Alexander was more than just a courier. He was interested in details: the situation in the empire, judgments about the real sincerity of Napoleon, rumors, analytics. As Alexander’s adjutant, Chernyshev revolved around the French monarch. In this capacity, of course, he became the object of close attention of the French police.

On the left – Alexander I, in the center – A. Chernyshev, on the right – Napoleon
Alexander Chernyshev, delivering letters from Alexander I to Napoleon, received the nickname Eternal Postman

The path to intelligence

In 1810, Barclay de Tolly, who had just received the post of Minister of War, played a completely unexpected role in Chernyshev’s life. Mikhail Bogdanovich brought a lot of useful things to Russian military affairs. In particular, he established the first regular intelligence service in the Russian army – the Special Chancellery of the War Ministry. It required field agents, and Barclay found them.

Residents traveled to Berlin, Madrid, Munich, Dresden and finally Paris. Paris went to Alexander Chernyshev as a person with connections at the French court and personally acquainted with Napoleon.

The method of agent infiltration wasn’t particularly sophisticated; it has survived to this day.
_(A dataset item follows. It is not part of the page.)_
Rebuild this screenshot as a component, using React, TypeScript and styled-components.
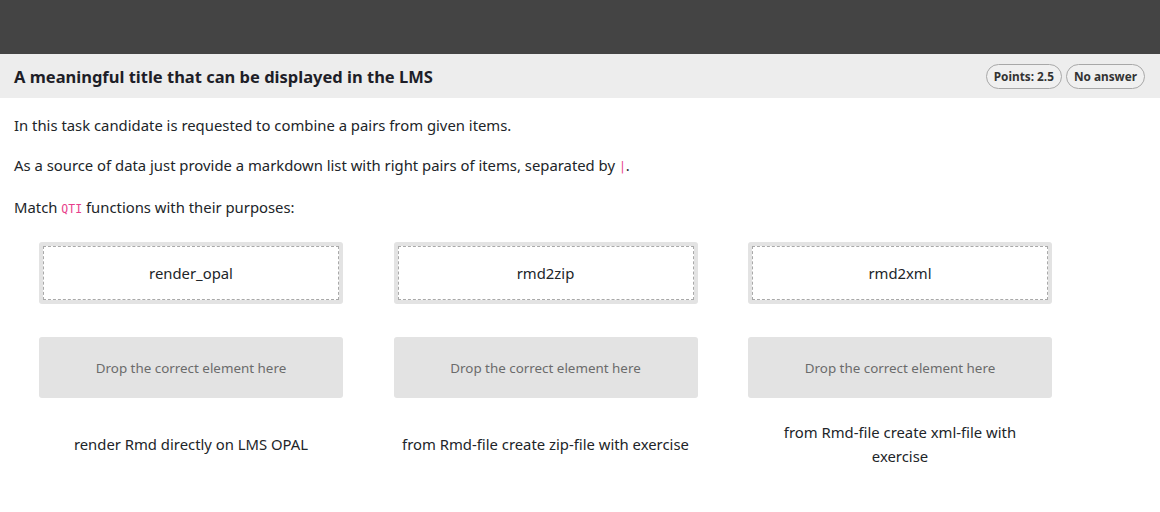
import React from 'react';
import styled, { createGlobalStyle } from 'styled-components';

const GlobalStyle = createGlobalStyle`
  html, body {
    margin: 0;
    padding: 0;
    background: #fff;
  }
  body {
    font-family: "Noto Sans", "Open Sans", sans-serif;
    color: #212529;
  }
`;

const TopBar = styled.div`
  height: 54px;
  background: #444444;
`;

const Header = styled.div`
  height: 44px;
  background: #ededed;
  display: flex;
  align-items: center;
  justify-content: space-between;
  padding: 0 15px 0 14px;
`;

const Title = styled.h1`
  margin: 0;
  font-size: 16.5px;
  font-weight: 700;
  color: #1e1e28;
`;

const Badges = styled.div`
  display: flex;
  gap: 4px;
`;

const Badge = styled.span`
  display: inline-flex;
  align-items: center;
  height: 23px;
  padding: 0 7px;
  border: 1px solid #a8a8a8;
  border-radius: 13px;
  font-size: 11.8px;
  font-weight: 700;
  color: #333;
  background: #f0f0f0;
`;

const Body = styled.div`
  padding: 17px 14px 0;
`;

const Paragraph = styled.p`
  margin: 0 0 19px;
  font-size: 14.85px;
  line-height: 21px;
  color: #212529;
`;

const Code = styled.code`
  font-family: "DejaVu Sans Mono", "Liberation Mono", monospace;
  font-size: 11.5px;
  color: #e83e8c;
`;

const Grid = styled.div`
  display: grid;
  grid-template-columns: repeat(3, 304px);
  column-gap: 50.5px;
  padding: 3px 0 0 39px;
`;

const Column = styled.div`
  display: flex;
  flex-direction: column;
  align-items: stretch;
`;

const DragHolder = styled.div`
  height: 62px;
  background: #e3e3e3;
  border-radius: 3px;
  padding: 4px;
  box-sizing: border-box;
`;

const DragItem = styled.div`
  height: 100%;
  box-sizing: border-box;
  background: #fff;
  border: 1px dashed #a9a9a9;
  display: flex;
  align-items: center;
  justify-content: center;
  font-size: 14.85px;
  color: #212529;
`;

const DropZone = styled.div`
  margin-top: 33px;
  height: 61px;
  background: #e3e3e3;
  border-radius: 3px;
  display: flex;
  align-items: center;
  justify-content: center;
  font-size: 13.4px;
  color: #6b6b6b;
`;

const Purpose = styled.div<{ $inset: number }>`
  height: 92px;
  display: flex;
  align-items: center;
  justify-content: center;
  text-align: center;
  font-size: 14.85px;
  line-height: 24px;
  padding: 0 ${(p) => p.$inset}px;
  color: #212529;
`;

const pairs = [
  { fn: 'render_opal', purpose: 'render Rmd directly on LMS OPAL', inset: 6 },
  { fn: 'rmd2zip', purpose: 'from Rmd-file create zip-file with exercise', inset: 6 },
  { fn: 'rmd2xml', purpose: 'from Rmd-file create xml-file with exercise', inset: 30 },
];

const App: React.FC = () => {
  return (
    <>
      <GlobalStyle />
      <TopBar />
      <Header>
        <Title>A meaningful title that can be displayed in the LMS</Title>
        <Badges>
          <Badge>Points: 2.5</Badge>
          <Badge>No answer</Badge>
        </Badges>
      </Header>
      <Body>
        <Paragraph>In this task candidate is requested to combine a pairs from given items.</Paragraph>
        <Paragraph>
          As a source of data just provide a markdown list with right pairs of items, separated by <Code>|</Code>.
        </Paragraph>
        <Paragraph>
          Match <Code>QTI</Code> functions with their purposes:
        </Paragraph>
      </Body>
      <Grid>
        {pairs.map((p) => (
          <Column key={p.fn}>
            <DragHolder>
              <DragItem>{p.fn}</DragItem>
            </DragHolder>
            <DropZone>Drop the correct element here</DropZone>
            <Purpose $inset={p.inset}>{p.purpose}</Purpose>
          </Column>
        ))}
      </Grid>
    </>
  );
};

export default App;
Agents of the Russian military department received quite official appointments known to the receiving countries through embassies, but at the same time, they carried out tasks that weren’t entirely legal or even outright illegal.

Alexander Chernyshev charmed the Parisian court, and a tragic story played into his hands. Shortly after his arrival, a fire broke out at the ball of the Austrian ambassador, Prince Schwarzenberg. The young Russian officer showed a sea of ​​composure and courage, leading the wives of Marshal Ney, the court chief marshal Duroc and Senator Beauharnais, a relative of Empress Josephine, from the fire. After this, the sociable, stately and courteous officer became a welcome guest everywhere.

Under the guise of a ladies’ man

Chernyshev consciously cultivated his own image. A brave, brilliant officer, but a frivolous ladies’ man who prefers balls, good drinks, hunting, receptions and romances, fortunately the ladies were more than supportive of him. Chernyshev was willingly received by Caroline, the sister of Emperor Napoleon, and he was often seen in the living room of this house. However, rumors, even more scandalous ones, circulated about his visits to another sister of the emperor, Pauline Borghese—not only in the drawing room but allegedly also in the bedroom.

This status of a cute and charming dandy gave Alexander Chernyshev many advantages for secret activities. He often had high-ranking guests in his house, who, without any hesitation, could discuss very sensitive topics. Moreover, Chernyshev was no fool when it came to alcohol: wine loosens tongues. When the very satisfied dignitaries and officers left, the hospitable host poured a jug of water on his head and sat down to work – writing dispatches to St. Petersburg.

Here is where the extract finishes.